Attestant · Distributed-validator-oriented remote signer

Dirk is the third-party remote signer most commonly compared to Web3Signer. It targets a distributed-signing model with native account hierarchies and gRPC. nklave targets the simpler "one validator client, one signer instance, hardened trust boundary" deployment that most non-DVT operators actually run. Different architectures, different audiences — and worth comparing carefully so you pick the right one.

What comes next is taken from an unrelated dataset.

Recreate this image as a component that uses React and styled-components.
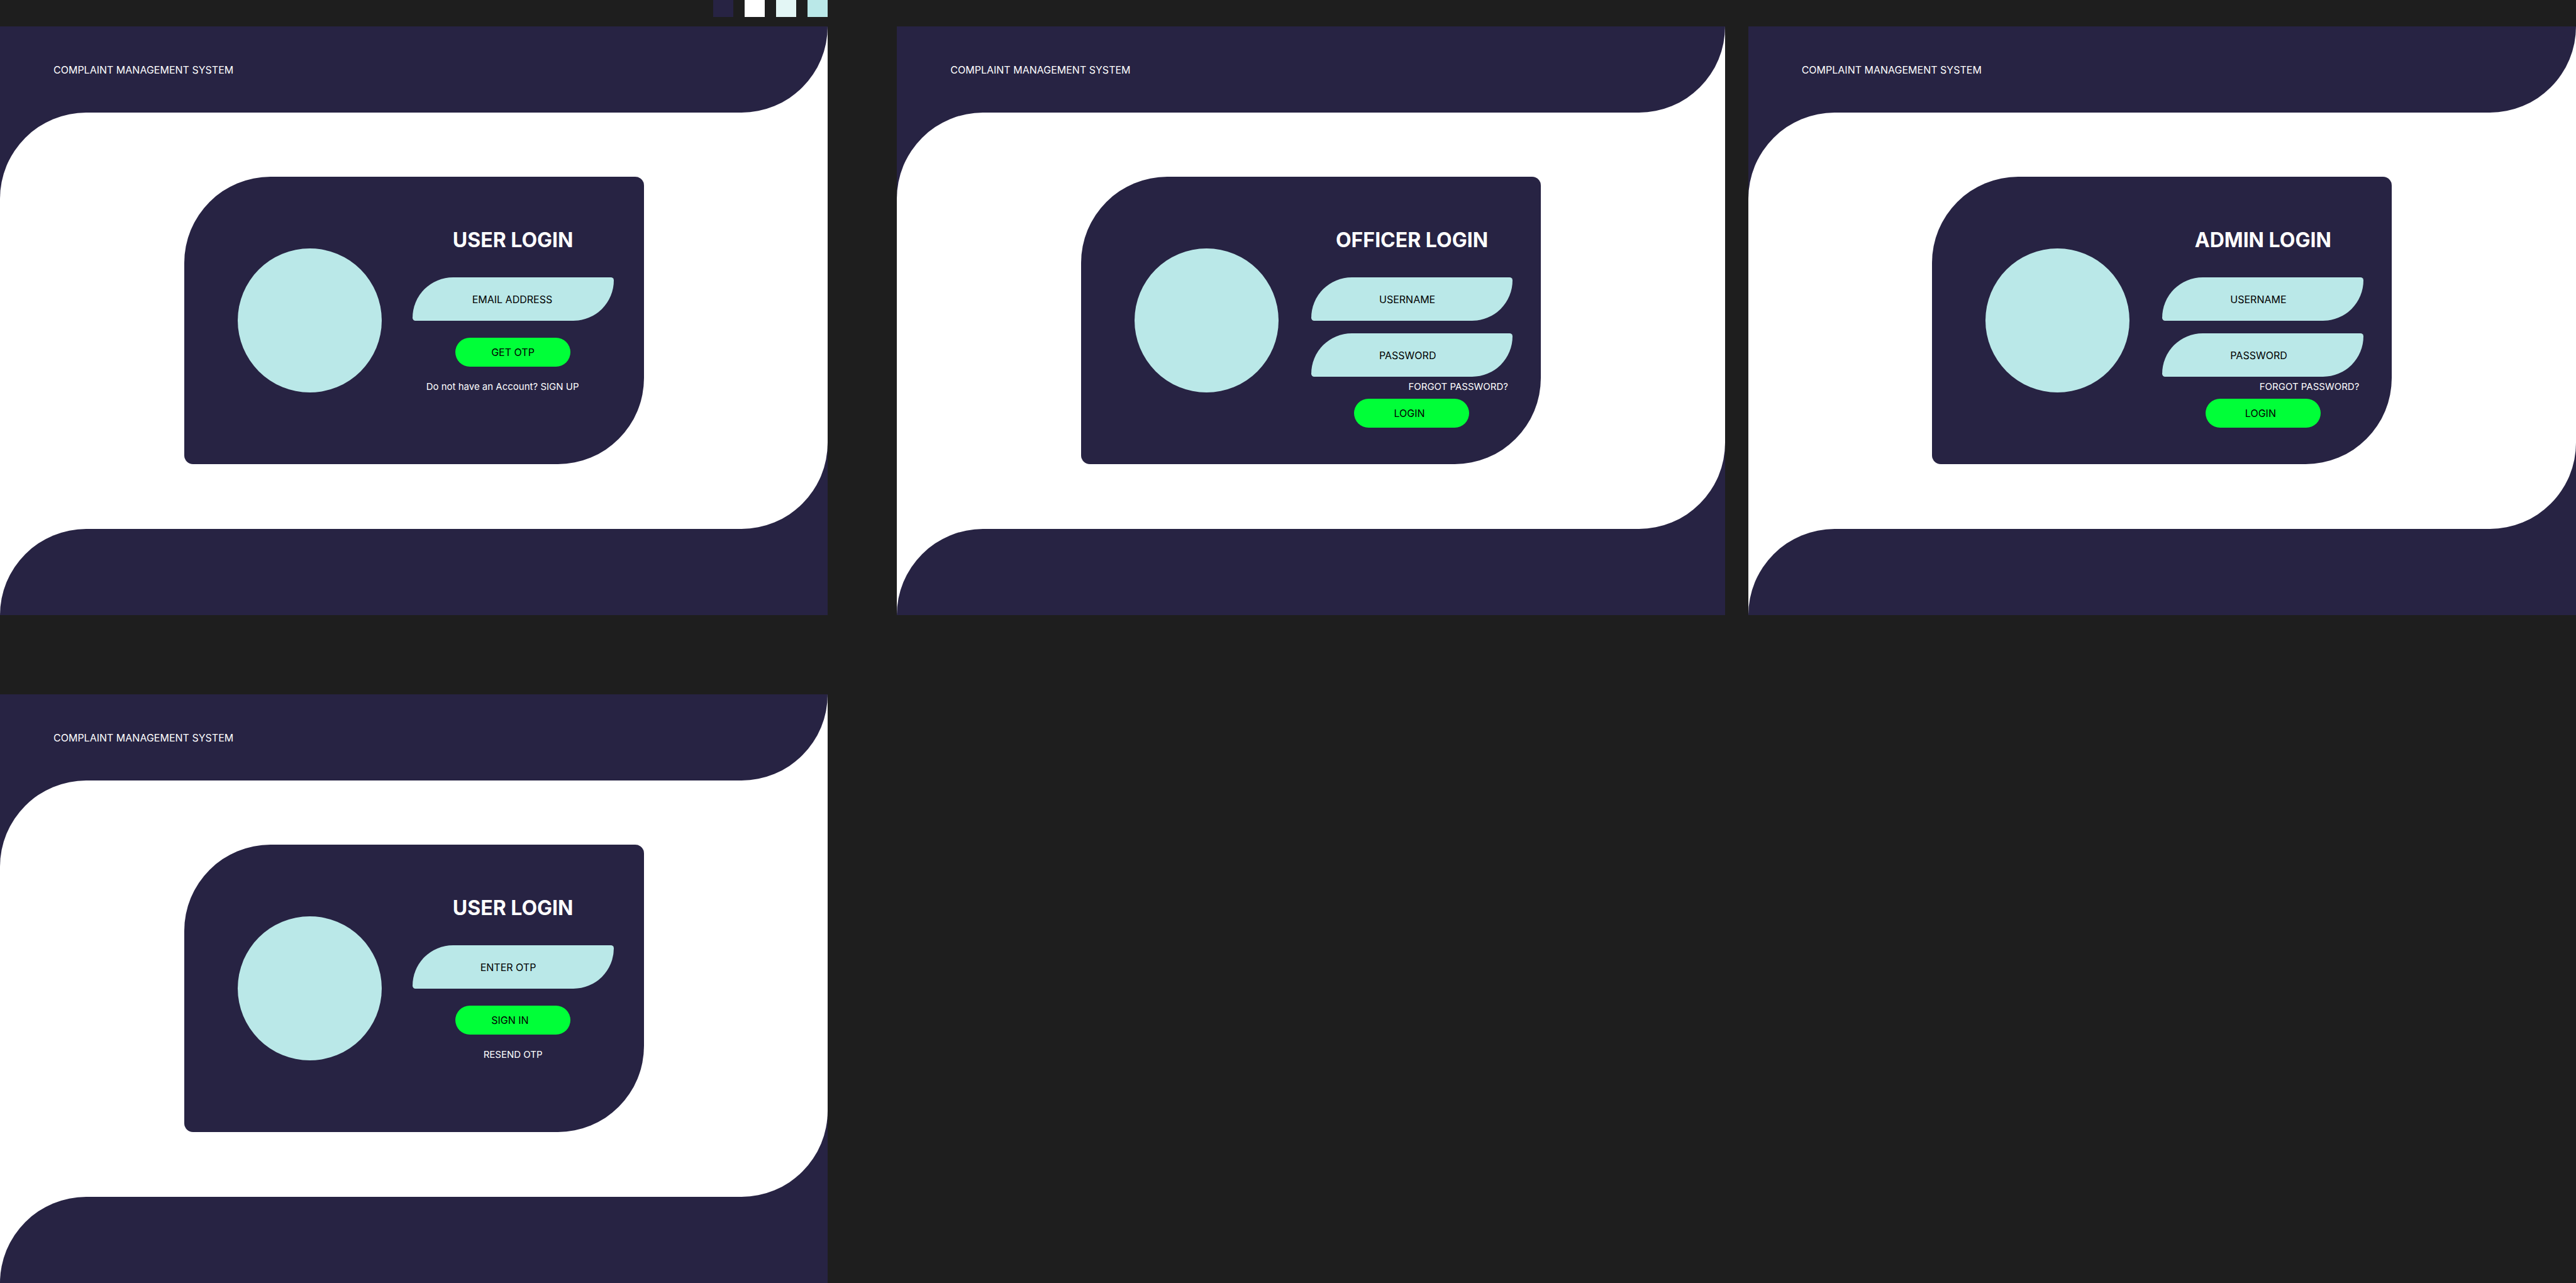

Feature nklave Dirk Best fit
Protocol Web3Signer HTTP (REST) gRPC nklave
Distribution model Single-instance or HA via shared Postgres Native distributed signing with thresholds Dirk
Slashing protection EIP-3076 in/out · RocksDB or Postgres Built-in, account-scoped Comparable
Policy model Ordered chain of typed policies; first refusal wins Per-account rules with allow/refuse logic Comparable
Audit log Append-only with Merkle checkpoints, operator-signed Structured logs nklave
Multi-chain Ethereum + Cosmos/CometBFT Ethereum-focused nklave
Validator-client integration Drop-in via standard remote-signer URL Requires Vouch or compatible client nklave
License MIT Apache 2.0 Comparable
Implementation language Rust Go Comparable

Pick nklave when

  • You run a single-operator validator fleet rather than a distributed-validator (DVT) setup
  • You want Web3Signer protocol compatibility, not a gRPC-only signer
  • You want a published threat model that explicitly names what is and is not in scope
  • You want the audit log to be tamper-evident and CLI-verifiable, not just structured logs

Pick Dirk when

  • You are building or operating a DVT validator with threshold signatures across multiple parties
  • You want native account hierarchies and wallet-style organization of validators
  • You are already invested in the Attestant operational toolchain (Vouch, Ethdo)

Still deciding?

Both are valid choices for a remote signer. If you want to see what nklave looks like in your stack, run the import against a testnet validator's slashing-protection export and watch the audit log fill.